Proven remediation tactics involve prioritizing high-traffic zones and integrating universal design in environment planning to prevent future issues.
Inclusive urban designs
Inclusive urban planning principles lead to measurable outcomes in streetscapes. When you design for the most vulnerable user, such as a handicapped person, you create safer, more vibrant communities.
Using tactile indicators at intersections and audible signals at crosswalks reduces accidents and improves flow. These strategic choices turn compliance into a tangible public benefit.
Scale progress through collective action
Quebec’s accessibility legislation creates a pathway toward full social and economic integration. By removing systemic barriers, the province makes sure that every citizen can participate in daily life.
For large enterprises, this is a chance to lead in a market that values inclusion. Success depends on moving beyond simple compliance to embrace a culture of universal access.
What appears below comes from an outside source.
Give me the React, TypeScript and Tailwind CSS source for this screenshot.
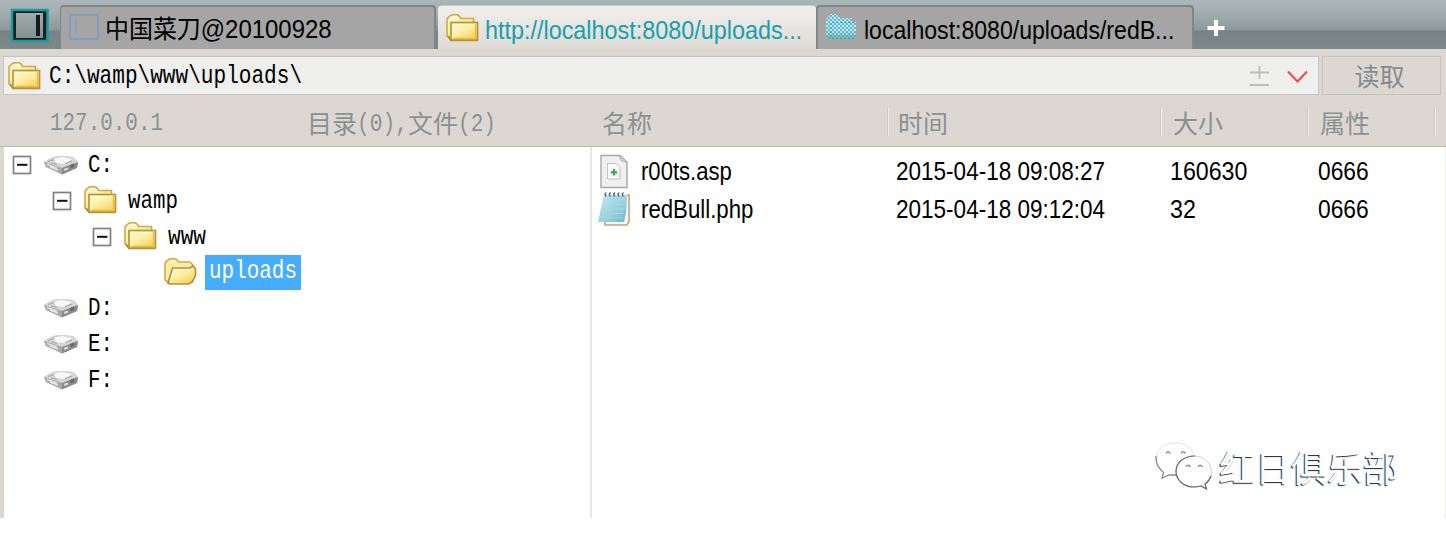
import { useLayoutEffect, useRef, useState } from "react";
import type { ReactNode } from "react";

/** Single line of condensed text stretched to the width of its box. */
function Fit({ className, children }: { className: string; children: ReactNode }) {
  const box = useRef<HTMLSpanElement>(null);
  const inner = useRef<HTMLSpanElement>(null);
  const [scale, setScale] = useState(1);
  useLayoutEffect(() => {
    if (box.current && inner.current && inner.current.offsetWidth) {
      setScale(box.current.clientWidth / inner.current.offsetWidth);
    }
  }, []);
  return (
    <span ref={box} className={"block shrink-0 whitespace-nowrap " + className}>
      <span ref={inner} className="inline-block origin-left" style={{ transform: `scaleX(${scale})` }}>
        {children}
      </span>
    </span>
  );
}

const sans = "font-['Liberation_Sans','Noto_Sans_CJK_SC',sans-serif] text-[25px] leading-[30px]";
const mono = "font-['Liberation_Mono','Noto_Sans_CJK_SC',monospace] text-[25px] leading-[30px] pt-[2px]";

function Folder({ className = "" }: { className?: string }) {
  return (
    <svg width="34" height="28" viewBox="0 0 34 28" className={"shrink-0 " + className}>
      <defs>
        <linearGradient id="fold" x1="0" y1="0" x2="0.7" y2="1">
          <stop offset="0" stopColor="#fffbdc" />
          <stop offset="0.55" stopColor="#feeda0" />
          <stop offset="1" stopColor="#f6d15f" />
        </linearGradient>
      </defs>
      <path d="M1 5 Q4 1 7 0.800 H11 Q13 1 14.500 4.500 H27.500 V25 H4 L1 22 Z" fill="url(#fold)" stroke="#cfa84e" strokeWidth="1.6" />
      <path d="M2 22 L5 26.500 H31.500" fill="none" stroke="#b08c35" strokeWidth="1.6" />
      <rect x="5" y="8.500" width="26.500" height="17.500" fill="url(#fold)" stroke="#bd9433" strokeWidth="1.7" />
      <path d="M29.500 10 V24.500 H7" fill="none" stroke="#e9bc4a" strokeWidth="1.3" />
      <path d="M7 24 V10.500 H28" fill="none" stroke="#fffbe0" strokeWidth="1.2" />
    </svg>
  );
}

function OpenFolder() {
  return (
    <svg width="34" height="28" viewBox="0 0 34 28" className="mb-[1px] shrink-0">
      <path d="M1 5 Q4 1 7 0.800 H11 Q13 1 14.500 4 H26 L28.500 6.500 V24 H4 L1 22 Z" fill="#fcedaa" stroke="#cfa84e" strokeWidth="1.6" />
      <path d="M4 25 L8.500 10 H26 L29 8 L31.500 11 V17 L28.500 23.500 L25 26 H6 Z" fill="url(#fold)" stroke="#b9902f" strokeWidth="1.7" />
      <path d="M6.500 23 L10 11.500 H27" fill="none" stroke="#fffbe0" strokeWidth="1.2" />
    </svg>
  );
}

function Drive() {
  return (
    <svg width="35" height="20" viewBox="0 0 35 20" className="shrink-0">
      <path d="M0 7 L9 2 L17 1 L29 2 L34 7 L33 13 L18 19.500 L11 16 L2 12 Z" fill="#b8b8b8" />
      <path d="M0 7 L9 2 L17 1 L29 2 L34 7 L18 13 Z" fill="#d6d6d6" />
      <path d="M10 4 L18 2 L28 4 L21 9 L12 8 Z" fill="#f8f8f8" />
      <path d="M0 7 L18 13 V19.500 L11 16 L2 12 Z" fill="#a8a8a8" />
      <path d="M18 13 L34 7 L33 13 L18 19.500 Z" fill="#8a8a8a" />
      <path d="M3 9.500 L13 13 M6 12 L14 15" stroke="#e2e2e2" strokeWidth="1.800" />
      <path d="M20 15 L24 13.500" stroke="#dadada" strokeWidth="2.200" />
      <path d="M26 10 L30 8.500 V12 L27 13 Z" fill="#666" />
      <path d="M4 6.500 L10 4.500 M7 8 L13 9.500 M21 8.500 L28 6" stroke="#a2a2a2" />
    </svg>
  );
}

function Minus() {
  return (
    <svg width="20" height="20" viewBox="0 0 20 20" className="shrink-0">
      <rect x="1.500" y="1.500" width="17" height="17" fill="#fff" stroke="#808080" strokeWidth="1.7" />
      <path d="M5 9.800 H15.500" stroke="#111" strokeWidth="2" />
    </svg>
  );
}

function WindowIcon() {
  return (
    <svg width="39" height="35" viewBox="0 0 39 35" className="shrink-0">
      <defs>
        <linearGradient id="win" x1="0" y1="0" x2="0" y2="1">
          <stop offset="0" stopColor="#a1abac" />
          <stop offset="1" stopColor="#849090" />
        </linearGradient>
      </defs>
      <rect x="2" y="2" width="35.500" height="31" fill="#1a1f1f" stroke="#199da3" strokeWidth="2.500" />
      <rect x="6" y="5" width="27" height="25" fill="url(#win)" />
      <rect x="26" y="7" width="4" height="21" fill="#161a1a" />
    </svg>
  );
}

function TerminalFolder() {
  return (
    <svg width="33" height="28" viewBox="0 0 33 28" className="mt-[6px] shrink-0">
      <defs>
        <pattern id="dots" width="4" height="4" patternUnits="userSpaceOnUse">
          <rect width="4" height="4" fill="#70b4cc" />
          <rect width="2" height="2" fill="#c8f4f4" />
          <rect x="2" y="2" width="2" height="2" fill="#b5ebe8" />
        </pattern>
        <linearGradient id="shade" x1="0" y1="0" x2="0" y2="1">
          <stop offset="0" stopColor="#60c9f0" stopOpacity="0.1" />
          <stop offset="0.7" stopColor="#60b9c8" stopOpacity="0.15" />
          <stop offset="1" stopColor="#4e9a8c" stopOpacity="0.75" />
        </linearGradient>
      </defs>
      <path d="M0 6 L5 1 H10 L14 5 H26 V9 H30 V26 H4 L0 22 Z" fill="url(#dots)" />
      <path d="M0 6 L5 1 H10 L14 5 H26 V9 H30 V26 H4 L0 22 Z" fill="url(#shade)" />
      <path d="M5 24 V9.500 H29" fill="none" stroke="#4a9cab" strokeDasharray="2 2" strokeWidth="1.2" />
    </svg>
  );
}

function AspFile() {
  return (
    <svg width="28" height="35" viewBox="0 0 28 35" className="shrink-0">
      <path d="M1 1.500 H20 L27 8 V33.500 H1 Z" fill="#efefef" stroke="#a8a8a8" strokeWidth="1.4" />
      <path d="M20 1.500 Q19 8 27 8 Z" fill="#d8d8d8" stroke="#aaa" />
      <path d="M7.500 9.500 H16 L20 13.500 V25 H7.500 Z" fill="#fafafa" stroke="#c3c3c3" />
      <path d="M14 15 V21.500 M10.800 18.300 H17.200" stroke="#37ad4d" strokeWidth="2.200" />
    </svg>
  );
}

function Notepad() {
  return (
    <svg width="34" height="36" viewBox="0 0 34 36" className="shrink-0">
      <defs>
        <linearGradient id="note" x1="0" y1="0" x2="1" y2="1">
          <stop offset="0" stopColor="#c6e8ef" />
          <stop offset="0.6" stopColor="#98d0de" />
          <stop offset="1" stopColor="#6cb4c8" />
        </linearGradient>
      </defs>
      <path d="M30 4 H32 V31 L30 34 H8 V31" fill="#f8f6f0" stroke="#c1a384" strokeWidth="1.6" />
      <path d="M7 4 H30 L29 22 L27 31 H1 L5 12 Z" fill="url(#note)" />
      <path d="M8 9 H28 M7 13.5 H27.5 M6 18 H27 M5 22.5 H26.5 M4 27 H26" stroke="#a8d8e2" strokeWidth="0.9" />
      <path d="M9 5.500 Q7 2 9.500 2 M13.300 5.500 Q11.300 2 13.800 2 M17.600 5.500 Q15.600 2 18.100 2 M21.900 5.500 Q19.900 2 22.400 2 M26.200 5.500 Q24.200 2 26.700 2" fill="none" stroke="#4c6a7a" strokeWidth="1.5" />
    </svg>
  );
}

function ChatLogo() {
  return (
    <svg width="60" height="52" viewBox="0 0 60 52" className="shrink-0">
      <path d="M40 15 C36 6 30 3 21 3 C9 3 2 10 2 19" fill="#fff" stroke="#e4e4e4" />
      <path d="M2 16 C1.500 25 5 28 9.500 32.500 L8 38 L15 35 H22" fill="none" stroke="#8a8a8a" strokeWidth="1.3" />
      <path d="M40 16 C29 16 22 23 22 31.500 C22 40 30 47 40 47 C43 47 45 46.500 47 46 L52.500 49 L51 44 C55 41 57.500 37 57.500 32 C57.500 23 50 16 40 16 Z" fill="#fff" stroke="#ccc" strokeWidth="0.9" />
      <path d="M41 16 C29 16 22 23 22 31.500 C22 40 30 47 40 47 C43 47 45 46.500 47 46 L52.500 49 L51 44 C54 42 56 39 57 36" fill="none" stroke="#666" strokeWidth="1.2" />
      <path d="M12 13.500 Q14 10 16.500 13.500 M27 13.500 Q29 10 31.500 13.500 M32 27 Q34 23.500 36.500 27 M44 27 Q46 23.500 48.500 27" fill="none" stroke="#8b8b8b" strokeWidth="1.3" />
    </svg>
  );
}

const drives = ["D:", "E:", "F:"];

export default function App() {
  return (
    <div className="flex h-[534px] w-[1446px] flex-col overflow-hidden bg-white text-black">
      <div className="flex h-[49px] shrink-0 bg-[linear-gradient(#abb6b9_0%,#a6b1b3_20%,#8e999b_60%,#788385_64%,#7c8788_100%)]">
        <div className="pl-[10px] pt-[8px]">
          <WindowIcon />
        </div>
        <div className="ml-[11px] mt-[5px] flex h-11 w-[376px] rounded-t-sm border-t-2 border-r-2 border-l border-[#7d8789] bg-[#a5a5a5] pl-2">
          <svg width="31" height="27" viewBox="0 0 31 27" className="mt-[7px] shrink-0">
            <rect x="1" y="1" width="28" height="24" fill="none" stroke="#7fa0bd" strokeWidth="2" />
            <path d="M7 6 V19" stroke="#7fa0bd" strokeWidth="1.600" />
          </svg>
          <Fit className={`${sans} ml-[5px] mt-[7px] w-[227px]`}>中国菜刀@20100928</Fit>
        </div>
        <div className="ml-[2px] mt-[5px] flex h-11 w-[378px] rounded-t-sm border-t border-[#c9cbc9] bg-gradient-to-b from-[#f1efed] to-[#dedad5] pl-[8px]">
          <Folder className="mt-[8px]" />
          <Fit className={`${sans} ml-[5px] mt-[9px] w-[317px] text-[#16a0ad]`}>http://localhost:8080/uploads...</Fit>
        </div>
        <div className="mt-[5px] flex h-11 w-[378px] rounded-t-sm border-x-2 border-t-2 border-[#7d8789] bg-[#a5a5a5] pl-[8px]">
          <TerminalFolder />
          <Fit className={`${sans} ml-[5px] mt-[8px] w-[310px]`}>localhost:8080/uploads/redB...</Fit>
        </div>
        <svg width="18" height="18" viewBox="0 0 18 18" className="ml-[13px] mt-[19px]">
          <path d="M9 1 V17 M0.500 9 H17.500" stroke="#fff" strokeWidth="4" />
        </svg>
      </div>

      <div className="flex h-[98px] shrink-0 flex-col border-b border-[#b9bbb5] bg-[#dcd8d1]">
        <div className="flex h-[46px] pl-[3px] pt-[7px]">
          <div className="flex h-[39px] w-[1316px] items-center border border-[#c5c6c1] bg-[#efefee] pl-1">
            <Folder />
            <Fit className={`${mono} ml-[7px] w-[253px]`}>C:\wamp\www\uploads\</Fit>
            <svg width="60" height="24" viewBox="0 0 60 24" className="mr-[9px] ml-auto">
              <path d="M10.500 2 V15 M1 8.500 H20 M1 21 H20" fill="none" stroke="#bdbdbd" strokeWidth="1.800" />
              <path d="M39 7.500 L48.500 17.500 L58 7.500" fill="none" stroke="#f0484e" strokeWidth="2" />
            </svg>
          </div>
          <div className="ml-[3px] flex h-[39px] w-[119px] justify-center border border-[#c5c5bf] pr-1 pt-[5px]">
            <Fit className={`${sans} w-[50px] text-[#858b91]`}>读取</Fit>
          </div>
        </div>
        <div className="flex h-[51px] pt-[14px] text-[#8b9094]">
          <Fit className={`${mono} ml-[50px] mt-[-2px] w-[113px]`}>127.0.0.1</Fit>
          <div className="ml-[144px] flex">
            <Fit className={`${sans} w-[50px]`}>目录</Fit>
            <Fit className={`${mono} mt-[-1px] w-[51px]`}>(0),</Fit>
            <Fit className={`${sans} w-[50px]`}>文件</Fit>
            <Fit className={`${mono} mt-[-1px] w-[38px]`}>(2)</Fit>
          </div>
          <Fit className={`${sans} ml-[106px] w-[50px]`}>名称</Fit>
          <div className="mt-[-1px] ml-[235px] h-7 w-[2px] border-r border-l border-r-[#efedea] border-l-[#cfcbc5]" />
          <Fit className={`${sans} ml-[9px] w-[50px]`}>时间</Fit>
          <div className="mt-[-1px] ml-[212px] h-7 w-[2px] border-r border-l border-r-[#efedea] border-l-[#cfcbc5]" />
          <Fit className={`${sans} ml-[11px] w-[50px]`}>大小</Fit>
          <div className="mt-[-1px] ml-[84px] h-7 w-[2px] border-r border-l border-r-[#efedea] border-l-[#cfcbc5]" />
          <Fit className={`${sans} ml-[11px] w-[50px]`}>属性</Fit>
          <div className="mt-[-1px] ml-[64px] h-7 w-[2px] border-r border-l border-r-[#efedea] border-l-[#cfcbc5]" />
        </div>
      </div>

      <div className="flex h-[371px] shrink-0 border-r border-l-4 border-r-[#efeeeb] border-l-[#dcd8d1]">
        <div className="w-[588px] border-r-2 border-[#e9e7e4]">
          <div className="flex h-9 items-center pl-[8px]">
            <Minus />
            <div className="w-[12px]" />
            <Drive />
            <Fit className={`${mono} ml-[9px] w-[25px]`}>C:</Fit>
          </div>
          <div className="flex h-9 items-center pl-[48px]">
            <Minus />
            <Folder className="mb-[2px] ml-[12px]" />
            <Fit className={`${mono} ml-[10px] w-[50px]`}>wamp</Fit>
          </div>
          <div className="flex h-9 items-center pl-[88px]">
            <Minus />
            <Folder className="mb-[2px] ml-[12px]" />
            <Fit className={`${mono} ml-[10px] w-[38px]`}>www</Fit>
          </div>
          <div className="flex h-[35px] items-center pl-[160px]">
            <OpenFolder />
            <div className="ml-[7px] h-[35px] w-[96px] bg-[#46acfe] pl-1 text-white">
              <Fit className={`${mono} w-[88px]`}>uploads</Fit>
            </div>
          </div>
          {drives.map((name) => (
            <div key={name} className="flex h-9 items-center pl-[40px]">
              <Drive />
              <Fit className={`${mono} ml-[9px] w-[25px]`}>{name}</Fit>
            </div>
          ))}
        </div>
        <div className="flex flex-1 flex-col pt-[5px]">
          <div className="flex h-[38px] items-center">
            <div className="flex w-[49px] pl-[8px]">
              <AspFile />
            </div>
            <Fit className={`${sans} mr-[164px] w-[91px]`}>r00ts.asp</Fit>
            <Fit className={`${sans} mr-[65px] w-[209px]`}>2015-04-18 09:08:27</Fit>
            <Fit className={`${sans} mr-[71px] w-[77px]`}>160630</Fit>
            <Fit className={`${sans} w-[51px]`}>0666</Fit>
          </div>
          <div className="flex h-[38px] items-center">
            <div className="flex w-[49px] pl-[5px]">
              <Notepad />
            </div>
            <Fit className={`${sans} mr-[143px] w-[112px]`}>redBull.php</Fit>
            <Fit className={`${sans} mr-[65px] w-[209px]`}>2015-04-18 09:12:04</Fit>
            <Fit className={`${sans} mr-[122px] w-[26px]`}>32</Fit>
            <Fit className={`${sans} w-[51px]`}>0666</Fit>
          </div>
          <div className="mt-[212px] ml-[562px] flex">
            <ChatLogo />
            <Fit className="ml-[5px] mt-[6px] w-[180px] font-['Noto_Sans_CJK_SC',sans-serif] text-[36px] leading-[40px] font-normal text-white [text-shadow:-1px_1px_1px_#222]">
              红日俱乐部
            </Fit>
          </div>
        </div>
      </div>
    </div>
  );
}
Real progress scales when businesses, government agencies, and NGOs work together. This collaboration model makes sure that standards aren’t developed in a vacuum. Instead, they reflect the lived experiences of the community.
When you align your internal goals with these broader provincial outcomes, you create a resilient brand. You also build a more accessible future for all Quebecers.
To start your journey, develop a complete accessibility plan. Consider the following high-impact areas as first steps.
- Conduct a cross-functional audit of all digital and physical properties and consider augmenting manual reviews with automated monitoring (e.g., Siteimprove.ai) to catch regressions and keep a prioritized remediation backlog.
- Appoint an accessibility lead, perhaps even a chief accessibility officer, to oversee governance and reporting.
- Partner with local disability advocacy groups for authentic user testing.
- Draft an official accessibility statement for your organization.
Integrate universal design principles into your next procurement cycle.